As for me, using a pay phone may cause great anxiety. Why? Thanks to my cell phone I no longer remember (or chose to remember) anybody’s phone number. That’s what a cell is for. Oh, I can tell you what # they are in my phone, but I just can’t tell you their #. The more technology progresses, the less we need to know.
Recently, thanks to my GPS I drove to unfamiliar address. When I had to make the same trip a second time I again used my GPS. Why? I relied on my GPS and didn’t bother to memorize street names. I let it become my crutch.
In the future when I go to the courthouse I’ll have to rely on my rolodex for when I use the pay phone. I certainly can’t rely on my memory.
An article in my local paper reported that over the past two years Forest Lawn (cemeteries) have been quietly putting movable kiosks in several southern California suburban malls. The reason given is people may be less intimidated and more receptive to death if they’re in a setting that’s lively and happy. A person munching on a Mrs. Fields cookie may be inclined to stop and checkout cremation urns or read the coffin pamphlet.
After I read the article I asked my husband if he wanted to be buried or cremated. He replied, “Surprise me.” But, there are people who don’t like surprises so they plan entire life and funeral. This is the type of person who wishes they could be a fly on the wall at their own funeral for several reasons. Reason #1: to see how many people show. A large number will prove to them if they were as popular as they thought they were. Just because a lot of people come to your funeral doesn’t always mean you were loved, it doesn’t; some come just to make sure you’re really dead. Reason #2: to hear what people say about them – good or bad. Reason #3: to see who cries and doesn’t cry. Reason #4: to see if the jilted ex-lover has the audacity to show up.
I think a funeral kiosk may start conversations that some people may otherwise not have. Sure, at Christmas, Grandma may not be thrilled opening the funeral brochure (you got at the mall) that was stuffed in her stocking, but it may prompt her to finally put her John Hancock on the dotted line of her will. Christmas dinner will consist of turkey and stuffing and the adults hastily drafting next year’s wish list, should Grandma meet an untimely, unfortunate demise.
Next Christmas, Grandma’s stocking is replaced with a cremation urn, perched atop the fireplace mantel. Grandpa is whistling a happy tune with his hot, new bride on his arm until he opens the funeral pamphlet stuffed in his stocking. His much younger bride got it at the mall. There’s a flurry of activity as the adults again draft up next year’s wish list. Grandpa stops whistling.

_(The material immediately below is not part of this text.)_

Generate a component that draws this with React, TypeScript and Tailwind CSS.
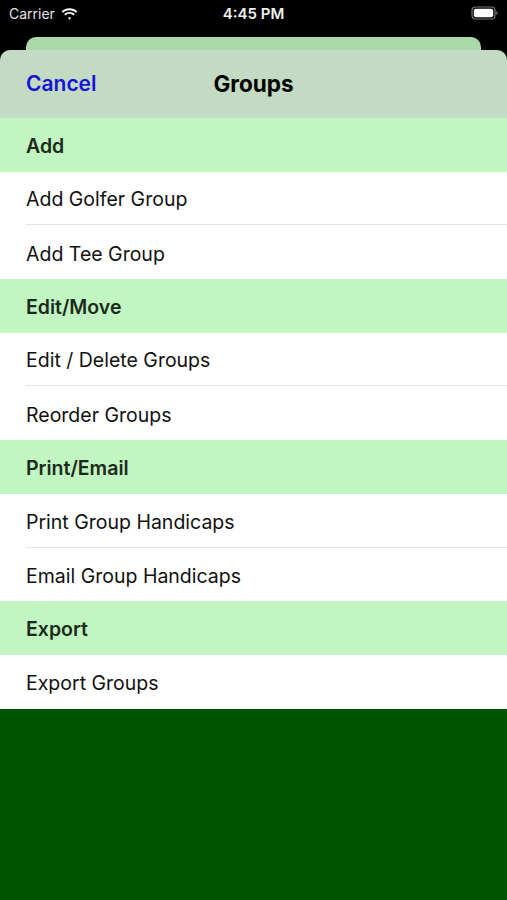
import React from "react";

const sections: { title: string; items: string[] }[] = [
  { title: "Add", items: ["Add Golfer Group", "Add Tee Group"] },
  { title: "Edit/Move", items: ["Edit / Delete Groups", "Reorder Groups"] },
  { title: "Print/Email", items: ["Print Group Handicaps", "Email Group Handicaps"] },
  { title: "Export", items: ["Export Groups"] },
];

const font = { fontFamily: "Inter, 'Liberation Sans', Arial, sans-serif" };

export default function App() {
  return (
    <div className="w-[507px] h-[900px] bg-black flex flex-col overflow-hidden" style={font}>
      {/* status bar */}
      <div className="h-[37px] relative flex items-start text-white shrink-0">
        <div className="flex items-center pl-[9px] pt-[5px] gap-[6px]">
          <span className="text-[14px] text-[#e6e6e6] leading-[18px]">Carrier</span>
          <svg width="17" height="13" viewBox="0 0 17 13">
            <path d="M8.5 2.2c2.5 0 4.8 1 6.5 2.6l1.3-1.4C14.2 1.4 11.5.2 8.5.2S2.8 1.4.7 3.4L2 4.8C3.7 3.2 6 2.2 8.5 2.2z" fill="#fff" />
            <path d="M8.5 5.8c1.5 0 2.9.6 4 1.6l1.3-1.4c-1.4-1.300-3.3-2.1-5.3-2.1S4.6 4.7 3.2 6l1.3 1.4c1.1-1 2.5-1.6 4-1.6z" fill="#fff" />
            <path d="M8.5 9.2c.6 0 1.2.2 1.6.6l-1.6 1.900-1.6-1.9c.4-.4 1-.6 1.6-.6z" fill="#fff" />
          </svg>
        </div>
        <div className="absolute left-0 right-0 top-[5px] text-center text-[15px] font-semibold leading-[18px] text-[#f0f0f0]">
          4:45 PM
        </div>
        <div className="absolute right-[9px] top-[6px]">
          <svg width="27" height="14" viewBox="0 0 27 14">
            <rect x="1" y="1" width="23" height="12" rx="3.5" fill="none" stroke="#777" strokeWidth="1.2" />
            <rect x="2.8" y="2.8" width="19.4" height="8.4" rx="2" fill="#fff" />
            <path d="M25.3 5v4c.8-.3 1.3-1 1.3-2s-.5-1.7-1.3-2z" fill="#777" />
          </svg>
        </div>
      </div>
      {/* back card */}
      <div className="h-[13px] mx-[26px] bg-[#acd9aa] rounded-t-[10px] shrink-0" />
      {/* sheet */}
      <div className="flex-1 flex flex-col rounded-t-[10px] overflow-hidden bg-[#005500]">
        <div className="h-[68px] bg-[#c2dbc2] flex items-center relative shrink-0">
          <span className="pl-[26px] text-[21px] font-semibold text-[#1414d9] pb-[1px]">Cancel</span>
          <span className="absolute left-0 right-0 text-center text-[22.5px] font-bold text-black pointer-events-none">
            Groups
          </span>
        </div>
        {sections.map((s) => (
          <div key={s.title} className="flex flex-col">
            <div className="h-[53.7px] bg-[#c1f5c1] flex items-center pl-[26px] pt-[4px] text-[19.5px] font-semibold text-[#1c2a1c]">
              {s.title}
            </div>
            {s.items.map((it, i) => (
              <div key={it} className="h-[53.7px] bg-white flex flex-col">
                <div className="flex-1 flex items-center pl-[26px] pt-[4px] text-[19.5px] text-[#111]">{it}</div>
                {i < s.items.length - 1 && <div className="h-px ml-[26px] bg-[#e2e2e2]" />}
              </div>
            ))}
          </div>
        ))}
      </div>
    </div>
  );
}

My local paper ran an article with the headline ‘Mannequins get realistic with tattoos and thicker waists.’ It reported stores are using more realistic versions of mannequins by adding fat, hair, tattoos, makeup and wigs.
David’s Bridal mannequins will get thicker waists, saggier breast and back fat. I think if it’s realistic we’re after, David’s Bridal should have a pregnant mannequin. After all, there are pregnant, soon to be brides who still wear the traditional wedding gown.
I think the fact retailers want to reach out to the average customer with realistic mannequins is a step in the right direction, but I think also the models that appear on runways and magazine covers must also represent the average woman. Not every woman is super thin and super tall. An average model would be of average height, with a paunch belly, back fat, saggy breast to match her saggy neck and cellulite. If designers kept the average woman in mind when designing clothes, maybe, just maybe, they would sell more clothes.
If stores are going to lengths to attract the average female shopper, what measures will they use to attract the elderly female shopper? Will mannequins with blue hair-wigs and wrinkles be next?
These mannequins are all well and good, but unless I’m wearing my glasses I won’t see a single one. Hmm… glasses. I wonder if bifocal wearing mannequins could be far behind.
It was reported on the news that stores like Nordstrom’s Saks and Urban Outfitters are offering an ‘in-store bar’ for customers to drink while shopping. Is this a good idea? I know and you know bad purchases will be made when drunk. You’ll get the lady who buys a string bikini because she has ten drinks in her and thinks she’s lost fifty pounds. The next morning, looking in the mirror she realizes she made a bad purchase. Returns will be made. The reason on her return slip will read ‘under the influence.’
This may be one shopping trip a husband won’t mind his wife dragging him on. When you arrive at the store, you park your husband at the bar, kiss goodbye and go your merry way. Once he starts drinking he won’t know or care how many hours have past. The longer you shop, the happier he gets. He won’t remember you reaching in his pocket for his credit card because you maxed out yours. Shopping has become his favorite activity.
Men and women both may find shopping at the Whole Foods in North Texas a pleasant activity. This store is the first “commuter store,” which offers perks for business corridor-ers such as a taco bar, an upstairs lounge and a girl whose sole job is to buy your groceries while you drink and wait for traffic to thin.
How it works: you call or email them your shopping list before arriving and the girl does your shopping – free the first time and around $7 after that — while you sit at the bar. You can even give specific guidelines such as, “I want green bananas.”
When she’s done, she’ll keep your groceries refrigerated. When you’re done with your beer check in at the concierge desk and collect your groceries. I want to know if she’s paid extra to carry your groceries to the car.
Hopefully, the girl is not like my husband who’ll look at the list and demand, “Bread? What do you mean by bread?” After I explain, “Bread, you know, the stuff you put meat between and make a sandwich with,” and all the other items on the list I thought self-explanatory, I need as stiff drink. This drinking and shopping may be the next best thing since sliced bread.